Réinventer Valkyrie Profile, voilà ce que nous a vendu Square Enix avec Valkyrie Elysium. Cet action RPG qui n’en est finalement pas vraiment un porte la lourde tâche de réécrire ce qui est encore, aujourd’hui, le plus grand jeu du studio Tri-Ace. Bonne nouvelle n’est-ce pas ? Sauf qu’il y a un petit astérisque à ce contrat de confiance avec le joueur. Elysium n’est pas développé par Tri Ace, et dispose d’une réalisation à l’économie. Dès lors, il a de quoi inquiéter les plus fervents admirateurs des déesses ailées scandinaves.
On ne va pas y aller par 4 chemins, Valkyrie Profile est mon jeu vidéo préféré. De fait, je me suis jeté sur ce nouvel épisode de la franchise qui était en dormance depuis 2008. (J’oublie volontairement l’épisode mobile, aujourd’hui balancé à la fosse commune des jeux téléphone mobile kleenex.) À la fois impatient en espérant une bonne surprise dans la lignée de Nier, mais également très inquiet de voir cette série finir en tête de gondole d’un magasin de déstockage avec la gueule de travers, la façon dont j’ai appréhendé la sortie de ce jeu fut assez complexe.
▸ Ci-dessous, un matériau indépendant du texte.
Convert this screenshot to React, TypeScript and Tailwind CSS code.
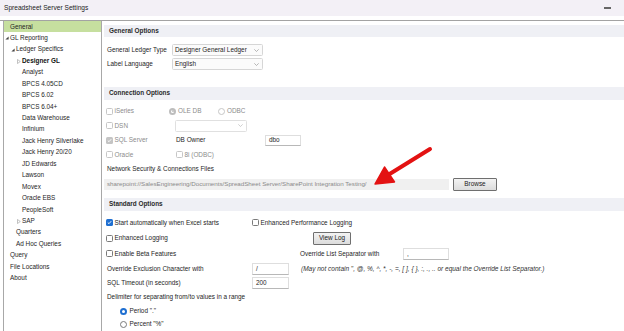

Le Hub central a bien de la gueule
Valkyrie Elysium, ou la narration par le texte
Une fois passé l’écran titre et l’iconique logo « Valkyrie », la réalisation du titre dévoile rapidement un jeu à la mise en scène fauchée. Une mise en scène qui ne décollera jamais, hormis le temps de quelques fulgurances au service des 4 fins déblocables et réellement soignées. On aurait aimé voir un jeu entier de ce niveau-là ! La grande majorité des phases de dialogue et de scénario n’ont même pas la prestance d’un Final Fantasy X sorti en 2001. C’est tout bonnement cheap !
Le jeu déroule son histoire à travers quelques dialogues où les personnages sont plantés comme des piquets et récitent leur texte. Heureusement peu nombreux, ces passages d’un autre temps cèdent vite la place à une autre forme de dialogues finalement bien plus intelligente. Elysium réutilise le principe de méditation imaginé dans le premier Profile lorsque Lenneth entend les voix des morts afin d’aller les chercher. Ce principe est développé ici, à la manière d’un Cd de drama audio et retrace tout l’historique des 4 Einherjar qui vous accompagneront toute l’aventure. Quid de la mise en scène, mais au final tant et même tant mieux vu le niveau de finition de celle-ci. Le procédé renfonce l’imaginaire autour d’un travail d’écriture pertinent, rendant nos 4 compagnons attachants. Leurs histoires fonctionnent et l’aspect tragique propre à la licence est ainsi au rendez-vous.
Elysium reprend à l’identique la thématique des anciens opus. Valkyrie est une passeuse d’âme travaillant à la solde d’Odin. Ainsi elle va au fil de son périple se rendre à Midgard et s’entourer de l’esprit d’anciens guerriers noblement tombés au combat, pour mener à bien sa mission : récolter des âmes afin que Odin puisse se régénérer de son pénible combat contre Fenrir lors du Ragnarok. Eh oui, à contrario des anciens épisodes, le jeu se déroule après le Ragnarok. Midgard est donc un monde dévasté où il n’y plus âme qui vive ou presque… (Pratique quand tu n’as pas de budget pour des villes peuplées d’habitants).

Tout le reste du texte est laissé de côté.